_TO DO:_ Omit every picture and return the rest of the data unaltered.
↓↓↓
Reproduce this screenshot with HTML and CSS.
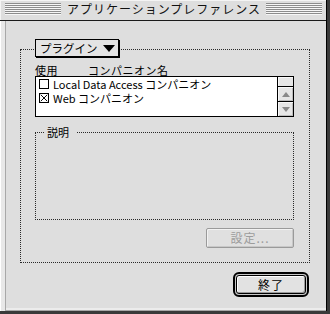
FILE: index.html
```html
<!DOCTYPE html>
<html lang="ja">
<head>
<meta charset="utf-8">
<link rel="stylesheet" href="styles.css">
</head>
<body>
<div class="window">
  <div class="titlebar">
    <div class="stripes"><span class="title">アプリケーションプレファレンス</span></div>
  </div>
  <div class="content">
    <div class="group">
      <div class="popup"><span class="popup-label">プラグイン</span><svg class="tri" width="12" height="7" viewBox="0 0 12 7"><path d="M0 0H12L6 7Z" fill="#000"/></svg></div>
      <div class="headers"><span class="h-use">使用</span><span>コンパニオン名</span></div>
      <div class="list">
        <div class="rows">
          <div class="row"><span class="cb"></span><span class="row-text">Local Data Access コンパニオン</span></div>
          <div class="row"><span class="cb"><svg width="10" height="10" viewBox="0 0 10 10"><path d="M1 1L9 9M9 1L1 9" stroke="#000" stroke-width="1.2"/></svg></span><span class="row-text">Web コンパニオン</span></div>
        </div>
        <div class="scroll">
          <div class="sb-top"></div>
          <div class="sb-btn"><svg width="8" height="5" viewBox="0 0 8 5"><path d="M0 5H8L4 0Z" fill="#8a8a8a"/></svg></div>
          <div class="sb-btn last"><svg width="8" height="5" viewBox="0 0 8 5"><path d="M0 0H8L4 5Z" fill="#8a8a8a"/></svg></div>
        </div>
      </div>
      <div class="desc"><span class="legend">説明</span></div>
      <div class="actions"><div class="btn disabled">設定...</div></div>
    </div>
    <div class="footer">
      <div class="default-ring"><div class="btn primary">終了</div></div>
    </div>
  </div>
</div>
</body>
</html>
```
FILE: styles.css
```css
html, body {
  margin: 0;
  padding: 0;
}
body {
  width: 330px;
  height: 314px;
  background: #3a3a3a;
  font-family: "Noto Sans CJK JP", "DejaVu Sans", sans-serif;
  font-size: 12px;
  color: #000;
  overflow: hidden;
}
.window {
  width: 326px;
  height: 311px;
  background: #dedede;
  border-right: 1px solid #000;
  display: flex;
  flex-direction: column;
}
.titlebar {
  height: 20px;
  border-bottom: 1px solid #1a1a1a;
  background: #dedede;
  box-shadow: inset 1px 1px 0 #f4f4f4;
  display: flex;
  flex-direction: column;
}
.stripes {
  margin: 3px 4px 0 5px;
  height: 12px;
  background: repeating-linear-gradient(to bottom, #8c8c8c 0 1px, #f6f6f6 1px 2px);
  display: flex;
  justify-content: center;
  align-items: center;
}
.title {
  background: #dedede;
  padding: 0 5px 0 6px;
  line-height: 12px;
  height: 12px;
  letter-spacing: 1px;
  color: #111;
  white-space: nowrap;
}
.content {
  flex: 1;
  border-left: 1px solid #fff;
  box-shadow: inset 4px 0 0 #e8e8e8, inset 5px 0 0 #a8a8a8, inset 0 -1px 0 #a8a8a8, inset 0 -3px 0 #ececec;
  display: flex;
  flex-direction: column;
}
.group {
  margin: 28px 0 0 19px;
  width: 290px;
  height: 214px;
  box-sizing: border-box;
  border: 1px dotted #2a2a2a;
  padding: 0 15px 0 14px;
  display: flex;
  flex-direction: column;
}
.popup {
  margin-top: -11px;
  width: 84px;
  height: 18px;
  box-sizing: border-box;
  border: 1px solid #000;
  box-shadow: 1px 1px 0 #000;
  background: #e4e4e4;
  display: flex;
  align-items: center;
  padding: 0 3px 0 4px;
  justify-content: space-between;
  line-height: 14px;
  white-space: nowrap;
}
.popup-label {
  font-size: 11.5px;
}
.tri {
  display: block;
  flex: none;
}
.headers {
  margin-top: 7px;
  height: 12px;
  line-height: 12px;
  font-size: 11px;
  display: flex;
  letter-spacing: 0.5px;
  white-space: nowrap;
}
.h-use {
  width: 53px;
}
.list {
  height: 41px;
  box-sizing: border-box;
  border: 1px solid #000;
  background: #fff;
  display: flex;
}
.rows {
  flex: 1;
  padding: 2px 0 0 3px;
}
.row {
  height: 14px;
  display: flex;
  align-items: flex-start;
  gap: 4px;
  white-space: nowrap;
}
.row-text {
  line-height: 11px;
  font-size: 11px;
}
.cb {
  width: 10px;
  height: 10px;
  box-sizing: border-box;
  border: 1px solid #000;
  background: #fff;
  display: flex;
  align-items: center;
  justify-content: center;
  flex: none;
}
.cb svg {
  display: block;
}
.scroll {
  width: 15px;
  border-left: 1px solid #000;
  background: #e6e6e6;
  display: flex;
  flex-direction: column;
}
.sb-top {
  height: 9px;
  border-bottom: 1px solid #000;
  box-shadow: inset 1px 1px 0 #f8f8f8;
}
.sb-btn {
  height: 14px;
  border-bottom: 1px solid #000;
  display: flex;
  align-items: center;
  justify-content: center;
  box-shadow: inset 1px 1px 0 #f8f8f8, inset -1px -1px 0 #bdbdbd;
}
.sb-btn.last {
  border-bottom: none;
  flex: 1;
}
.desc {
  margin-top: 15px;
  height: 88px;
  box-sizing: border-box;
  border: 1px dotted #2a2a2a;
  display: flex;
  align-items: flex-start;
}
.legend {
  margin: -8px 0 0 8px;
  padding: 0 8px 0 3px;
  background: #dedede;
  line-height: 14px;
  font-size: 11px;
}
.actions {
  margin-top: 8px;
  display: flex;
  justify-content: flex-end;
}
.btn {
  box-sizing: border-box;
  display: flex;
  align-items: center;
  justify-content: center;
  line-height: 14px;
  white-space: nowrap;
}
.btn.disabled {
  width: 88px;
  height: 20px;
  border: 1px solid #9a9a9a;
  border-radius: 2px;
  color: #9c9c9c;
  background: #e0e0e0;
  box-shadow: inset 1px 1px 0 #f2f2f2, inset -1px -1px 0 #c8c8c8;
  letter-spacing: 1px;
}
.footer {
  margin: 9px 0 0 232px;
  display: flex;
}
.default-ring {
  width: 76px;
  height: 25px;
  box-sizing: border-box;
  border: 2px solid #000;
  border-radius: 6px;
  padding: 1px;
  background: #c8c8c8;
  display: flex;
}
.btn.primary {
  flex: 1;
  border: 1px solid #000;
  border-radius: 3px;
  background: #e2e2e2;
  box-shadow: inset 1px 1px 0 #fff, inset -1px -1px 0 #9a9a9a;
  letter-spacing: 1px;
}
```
↑↑↑
_EXPECTED ANSWER:_
Reproduce this screenshot with HTML and CSS.
FILE: index.html
```html
<!DOCTYPE html>
<html lang="ja">
<head>
<meta charset="utf-8">
<link rel="stylesheet" href="styles.css">
</head>
<body>
<div class="window">
  <div class="titlebar">
    <div class="stripes"><span class="title">アプリケーションプレファレンス</span></div>
  </div>
  <div class="content">
    <div class="group">
      <div class="popup"><span class="popup-label">プラグイン</span><svg class="tri" width="12" height="7" viewBox="0 0 12 7"><path d="M0 0H12L6 7Z" fill="#000"/></svg></div>
      <div class="headers"><span class="h-use">使用</span><span>コンパニオン名</span></div>
      <div class="list">
        <div class="rows">
          <div class="row"><span class="cb"></span><span class="row-text">Local Data Access コンパニオン</span></div>
          <div class="row"><span class="cb"><svg width="10" height="10" viewBox="0 0 10 10"><path d="M1 1L9 9M9 1L1 9" stroke="#000" stroke-width="1.2"/></svg></span><span class="row-text">Web コンパニオン</span></div>
        </div>
        <div class="scroll">
          <div class="sb-top"></div>
          <div class="sb-btn"><svg width="8" height="5" viewBox="0 0 8 5"><path d="M0 5H8L4 0Z" fill="#8a8a8a"/></svg></div>
          <div class="sb-btn last"><svg width="8" height="5" viewBox="0 0 8 5"><path d="M0 0H8L4 5Z" fill="#8a8a8a"/></svg></div>
        </div>
      </div>
      <div class="desc"><span class="legend">説明</span></div>
      <div class="actions"><div class="btn disabled">設定...</div></div>
    </div>
    <div class="footer">
      <div class="default-ring"><div class="btn primary">終了</div></div>
    </div>
  </div>
</div>
</body>
</html>
```
FILE: styles.css
```css
html, body {
  margin: 0;
  padding: 0;
}
body {
  width: 330px;
  height: 314px;
  background: #3a3a3a;
  font-family: "Noto Sans CJK JP", "DejaVu Sans", sans-serif;
  font-size: 12px;
  color: #000;
  overflow: hidden;
}
.window {
  width: 326px;
  height: 311px;
  background: #dedede;
  border-right: 1px solid #000;
  display: flex;
  flex-direction: column;
}
.titlebar {
  height: 20px;
  border-bottom: 1px solid #1a1a1a;
  background: #dedede;
  box-shadow: inset 1px 1px 0 #f4f4f4;
  display: flex;
  flex-direction: column;
}
.stripes {
  margin: 3px 4px 0 5px;
  height: 12px;
  background: repeating-linear-gradient(to bottom, #8c8c8c 0 1px, #f6f6f6 1px 2px);
  display: flex;
  justify-content: center;
  align-items: center;
}
.title {
  background: #dedede;
  padding: 0 5px 0 6px;
  line-height: 12px;
  height: 12px;
  letter-spacing: 1px;
  color: #111;
  white-space: nowrap;
}
.content {
  flex: 1;
  border-left: 1px solid #fff;
  box-shadow: inset 4px 0 0 #e8e8e8, inset 5px 0 0 #a8a8a8, inset 0 -1px 0 #a8a8a8, inset 0 -3px 0 #ececec;
  display: flex;
  flex-direction: column;
}
.group {
  margin: 28px 0 0 19px;
  width: 290px;
  height: 214px;
  box-sizing: border-box;
  border: 1px dotted #2a2a2a;
  padding: 0 15px 0 14px;
  display: flex;
  flex-direction: column;
}
.popup {
  margin-top: -11px;
  width: 84px;
  height: 18px;
  box-sizing: border-box;
  border: 1px solid #000;
  box-shadow: 1px 1px 0 #000;
  background: #e4e4e4;
  display: flex;
  align-items: center;
  padding: 0 3px 0 4px;
  justify-content: space-between;
  line-height: 14px;
  white-space: nowrap;
}
.popup-label {
  font-size: 11.5px;
}
.tri {
  display: block;
  flex: none;
}
.headers {
  margin-top: 7px;
  height: 12px;
  line-height: 12px;
  font-size: 11px;
  display: flex;
  letter-spacing: 0.5px;
  white-space: nowrap;
}
.h-use {
  width: 53px;
}
.list {
  height: 41px;
  box-sizing: border-box;
  border: 1px solid #000;
  background: #fff;
  display: flex;
}
.rows {
  flex: 1;
  padding: 2px 0 0 3px;
}
.row {
  height: 14px;
  display: flex;
  align-items: flex-start;
  gap: 4px;
  white-space: nowrap;
}
.row-text {
  line-height: 11px;
  font-size: 11px;
}
.cb {
  width: 10px;
  height: 10px;
  box-sizing: border-box;
  border: 1px solid #000;
  background: #fff;
  display: flex;
  align-items: center;
  justify-content: center;
  flex: none;
}
.cb svg {
  display: block;
}
.scroll {
  width: 15px;
  border-left: 1px solid #000;
  background: #e6e6e6;
  display: flex;
  flex-direction: column;
}
.sb-top {
  height: 9px;
  border-bottom: 1px solid #000;
  box-shadow: inset 1px 1px 0 #f8f8f8;
}
.sb-btn {
  height: 14px;
  border-bottom: 1px solid #000;
  display: flex;
  align-items: center;
  justify-content: center;
  box-shadow: inset 1px 1px 0 #f8f8f8, inset -1px -1px 0 #bdbdbd;
}
.sb-btn.last {
  border-bottom: none;
  flex: 1;
}
.desc {
  margin-top: 15px;
  height: 88px;
  box-sizing: border-box;
  border: 1px dotted #2a2a2a;
  display: flex;
  align-items: flex-start;
}
.legend {
  margin: -8px 0 0 8px;
  padding: 0 8px 0 3px;
  background: #dedede;
  line-height: 14px;
  font-size: 11px;
}
.actions {
  margin-top: 8px;
  display: flex;
  justify-content: flex-end;
}
.btn {
  box-sizing: border-box;
  display: flex;
  align-items: center;
  justify-content: center;
  line-height: 14px;
  white-space: nowrap;
}
.btn.disabled {
  width: 88px;
  height: 20px;
  border: 1px solid #9a9a9a;
  border-radius: 2px;
  color: #9c9c9c;
  background: #e0e0e0;
  box-shadow: inset 1px 1px 0 #f2f2f2, inset -1px -1px 0 #c8c8c8;
  letter-spacing: 1px;
}
.footer {
  margin: 9px 0 0 232px;
  display: flex;
}
.default-ring {
  width: 76px;
  height: 25px;
  box-sizing: border-box;
  border: 2px solid #000;
  border-radius: 6px;
  padding: 1px;
  background: #c8c8c8;
  display: flex;
}
.btn.primary {
  flex: 1;
  border: 1px solid #000;
  border-radius: 3px;
  background: #e2e2e2;
  box-shadow: inset 1px 1px 0 #fff, inset -1px -1px 0 #9a9a9a;
  letter-spacing: 1px;
}
```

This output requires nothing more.